Edmond Campbell, Senior Staff Reporter
WITH AT least $1.4 billion of taxpayers' money being spent on the rental of office space for government departments, a key parliamentary oversight body yesterday demanded specific timelines on the implementation of the widely debated Public Sector Rationalisation Programme.
Making a presentation before Parliament's Public Administration and Appropriations Committee (PAAC) in Gordon House yesterday, head of the Public Sector Transformation Unit (PSTU), Patricia Sinclair McCalla, revealed that "over the last three years, we (Government) were now paying $1.4 billion in rental".
Her revelation comes as PAAC members agitate for early implementation of the programme which, among other things, is intended to significantly cut public-sector fat such as exorbitant rental costs.

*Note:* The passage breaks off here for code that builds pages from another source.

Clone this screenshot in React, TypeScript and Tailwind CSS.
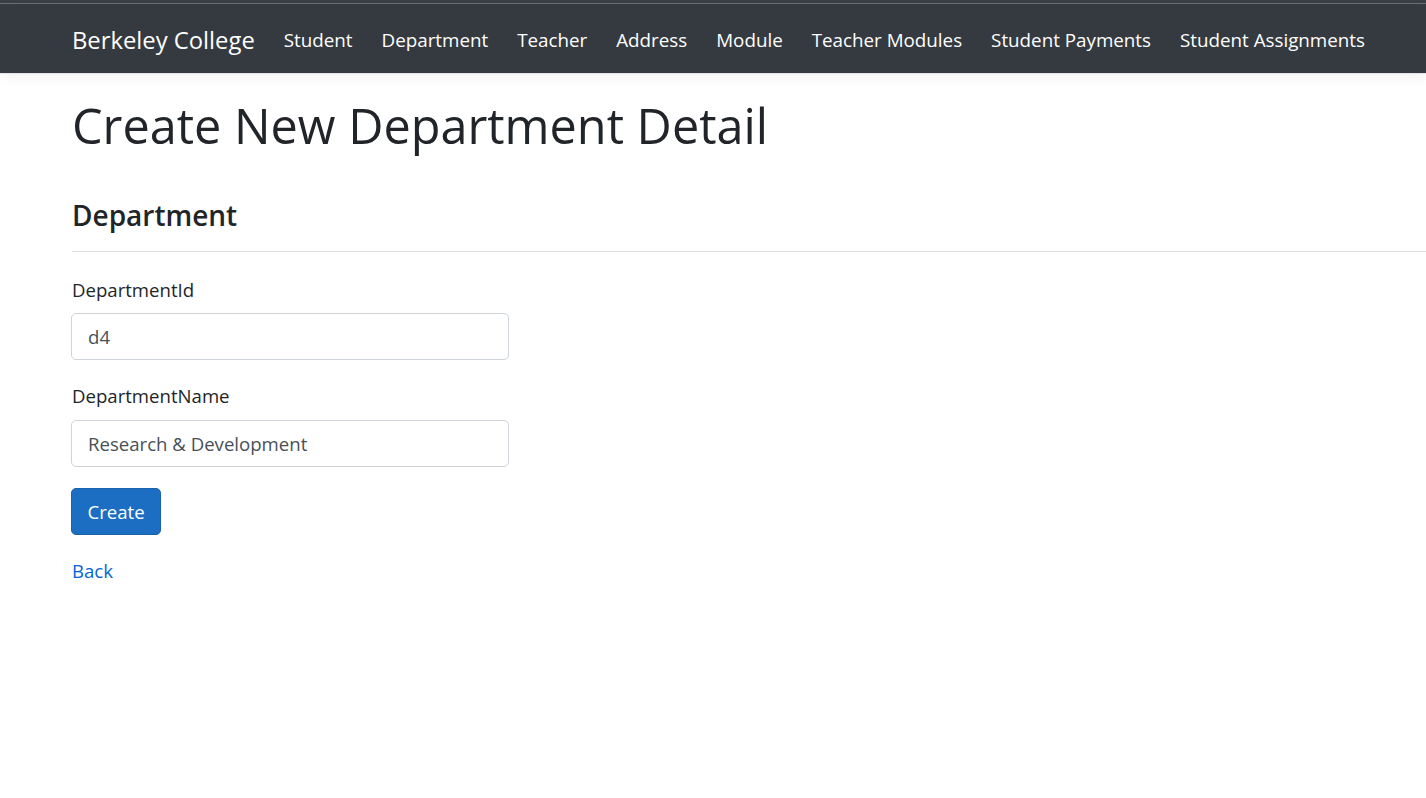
import React from 'react';

const links = [
  'Student',
  'Department',
  'Teacher',
  'Address',
  'Module',
  'Teacher Modules',
  'Student Payments',
  'Student Assignments',
];

const App: React.FC = () => {
  return (
    <div className="min-h-screen bg-white text-[#212529] font-['Open_Sans','Noto_Sans',sans-serif]">
      <div className="h-[3px] bg-[#3b3f45]" />
      <div className="h-px bg-[#6c6f74]" />
      <nav className="h-[70px] bg-[#343a40] border-b border-[#e5e5e5] shadow-[0_4px_12px_rgba(0,0,0,0.05)] flex items-center pl-[72px] pt-[4px]">
        <a className="text-[23.8px] text-white leading-none mr-[29px] whitespace-nowrap">Berkeley College</a>
        <ul className="flex items-center gap-[29px]">
          {links.map((l) => (
            <li key={l}>
              <a className="text-[18.8px] text-white leading-none whitespace-nowrap">{l}</a>
            </li>
          ))}
        </ul>
      </nav>

      <main className="pl-[72px] pt-[21px]">
        <h1 className="text-[48.6px] leading-[60px] font-medium mb-[42px]">Create New Department Detail</h1>

        <h4 className="text-[28px] leading-[36px] font-semibold">Department</h4>
        <hr className="mt-[18px] border-0 border-t border-[#dedede]" />

        <form className="w-[438px] -ml-px mt-[23px]">
          <div className="mb-[21px]">
            <label className="block text-[18.6px] leading-[30px] mb-[8px] ml-px">DepartmentId</label>
            <input
              readOnly
              value="d4"
              className="block w-full h-[47px] px-[16px] border border-[#ced4da] rounded-[5px] text-[18.6px] text-[#495057] outline-none"
            />
          </div>
          <div className="mb-[21px]">
            <label className="block text-[18.6px] leading-[30px] mb-[9px] ml-px">DepartmentName</label>
            <input
              readOnly
              value="Research & Development"
              className="block w-full h-[47px] px-[16px] border border-[#ced4da] rounded-[5px] text-[18.6px] text-[#495057] outline-none"
            />
          </div>
          <button
            type="button"
            className="h-[47px] w-[90px] bg-[#1b6ec2] border border-[#1861ac] rounded-[5px] text-white text-[18.6px]"
          >
            Create
          </button>
        </form>

        <div className="mt-[21px]">
          <a className="text-[18.6px] leading-[30px] text-[#0366d6]">Back</a>
        </div>
      </main>
    </div>
  );
};

export default App;
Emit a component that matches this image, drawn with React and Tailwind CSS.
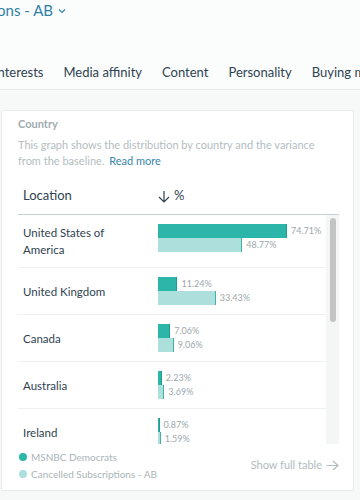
import React from "react";

const rows = [
  { name: "United States of America", a: 74.71, b: 48.77 },
  { name: "United Kingdom", a: 11.24, b: 33.43 },
  { name: "Canada", a: 7.06, b: 9.06 },
  { name: "Australia", a: 2.23, b: 3.69 },
  { name: "Ireland", a: 0.87, b: 1.59 },
];

const SCALE = 1.727;

function Bar({ value, dark }) {
  const w = Math.max(1, value * SCALE);
  return (
    <div className="flex items-center h-[14px]">
      <div
        className={
          dark
            ? "h-[14px] bg-[#2bb6a9] border-r border-[#1f9c90]"
            : "h-[14px] bg-[#ade0dc] border-r border-[#3fb1a6]"
        }
        style={{ width: w }}
      />
      <span className="ml-[4px] text-[9px] text-[#9ea8ac]">{value.toFixed(2)}%</span>
    </div>
  );
}

const App = () => {
  return (
    <div className="w-[360px] h-[500px] overflow-hidden bg-[#f7f9f9] font-['Lato',sans-serif]">
      {/* Top header */}
      <div className="bg-[#fbfcfc] h-[90px] border-b border-[#e5e9ea] overflow-hidden">
        <div className="flex items-center h-[20px] whitespace-nowrap -ml-[136px] text-[15px] text-[#2f80a8]">
          Cancelled Subscriptions - AB
          <svg className="ml-[5px] mt-[1px]" width="8" height="6" viewBox="0 0 8 6" fill="none">
            <path d="M1 1.5l3 3 3-3" stroke="#2f80a8" strokeWidth="1.1" />
          </svg>
        </div>
        <div className="flex items-center h-[34px] mt-[36px] gap-[20px] whitespace-nowrap -ml-[6px] text-[13px] text-[#2e4351]">
          <span>Interests</span>
          <span>Media affinity</span>
          <span>Content</span>
          <span>Personality</span>
          <span>Buying motivations</span>
        </div>
      </div>

      {/* Card */}
      <div className="mt-[20px] ml-[1px] w-[353px] h-[381px] bg-white border border-[#e8ecec] rounded-[2px] flex flex-col">
        <div className="pl-[16px] pt-[6px]">
          <div className="text-[11px] leading-[14px] font-bold text-[#a2abaf]">Country</div>
          <p className="mt-[6px] text-[11px] leading-[16px] text-[#b5bdc0] pr-[30px]">
            This graph shows the distribution by country and the variance from the baseline.{" "}
            <span className="ml-[2px] text-[#3885ad]">Read more</span>
          </p>
        </div>

        <div className="ml-[16px] w-[321px]">
          {/* Table header */}
          <div className="mt-[9px] h-[37px] flex items-center border-b border-[#c9d0d3] text-[13px] text-[#2e4351]">
            <div className="w-[140px] pl-[5px]">Location</div>
            <div className="flex items-center">
              <svg width="12" height="13" viewBox="0 0 12 13" fill="none">
                <path d="M6 1v11M1 7l5 5 5-5" stroke="#2e4351" strokeWidth="1.2" />
              </svg>
              <span className="ml-[4px]">%</span>
            </div>
          </div>

          {/* Table body */}
          <div className="h-[229px] overflow-hidden flex">
            <div className="w-[308px]">
              {rows.map((r) => (
                <div key={r.name} className="flex border-b border-[#eef0f1] py-[9px]">
                  <div className="w-[140px] pl-[5px] pr-[32px] self-center text-[11.5px] leading-[17px] text-[#2e4351]">
                    {r.name}
                  </div>
                  <div className="flex-1">
                    <Bar value={r.a} dark />
                    <Bar value={r.b} />
                  </div>
                </div>
              ))}
            </div>
            <div className="w-[13px] bg-[#f4f5f5] pt-[3px] pl-[4px]">
              <div className="w-[6px] h-[104px] rounded-full bg-[#c3c3c3]" />
            </div>
          </div>
        </div>

        {/* Legend + link */}
        <div className="flex items-center pl-[17px] pr-[14px] pt-[7px]">
          <div className="flex flex-col gap-[5px] text-[10px] leading-[12px] text-[#abb4b7]">
            <div className="flex items-center">
              <span className="w-[8px] h-[8px] rounded-full bg-[#2bb6a9]" />
              <span className="ml-[4px]">MSNBC Democrats</span>
            </div>
            <div className="flex items-center">
              <span className="w-[8px] h-[8px] rounded-full bg-[#ade0dc]" />
              <span className="ml-[4px]">Cancelled Subscriptions - AB</span>
            </div>
          </div>
          <div className="ml-auto flex items-center text-[11px] text-[#b3bbbe]">
            Show full table
            <svg className="ml-[4px]" width="13" height="11" viewBox="0 0 13 11" fill="none">
              <path d="M0.5 5.5h11.5M7 1l5 4.5-5 4.5" stroke="#b3bbbe" strokeWidth="1.2" />
            </svg>
          </div>
        </div>
      </div>
    </div>
  );
};

export default App;
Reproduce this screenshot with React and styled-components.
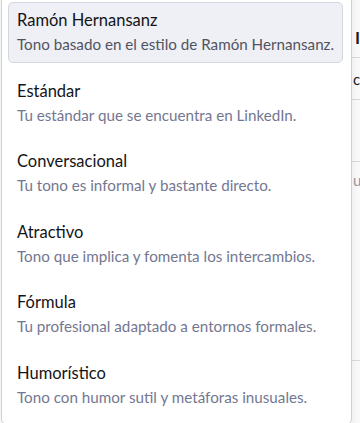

Cabinet Secretary Ambassador Douglas Saunders told members of the committee that he could not provide definitive dates for the implementation of the programme.
However, he indicated that the start-up exercise could get under way by January 2013.
Committee chairman Edmund Bartlett argued that it could not be in the country's interest for the wage bill to continue to represent a large percentage of the country's GDP. "What has to be done must be done in good time," the PAAC chairman stressed.
Bartlett reminded the committee that the Public Sector Rationalisation Programme was a precursor to the signing of an agreement with the International Monetary Fund.
Jamaica had committed to cut its public-sector wage bill from about 11.5 per cent of gross domestic product (GDP) to nine per cent of GDP by 2016.
One committee member was not in a mood to entertain excuses as to why the rationalisation exercise has not started.
"I am impatient of the never-ending process," committee member Fitz Jackson declared.
"Let us use Parliament to pressure our own colleagues at Cabinet to expedite this in the context of the urgency of this overall programme that we are trying to pursue," he added.
Commenting on rental costs to the public sector, Sinclair McCalla said her unit was seeking to identify government property and buildings that could be refurbished to accommodate various state offices.
She said her unit was also exploring how the Government could create synergies by setting up a one-stop shop facility to expedite business in one location.
"The proposal that is now being presented for consideration is how to create at the parish-level government centres where all government offices reside," the PSTU head explained.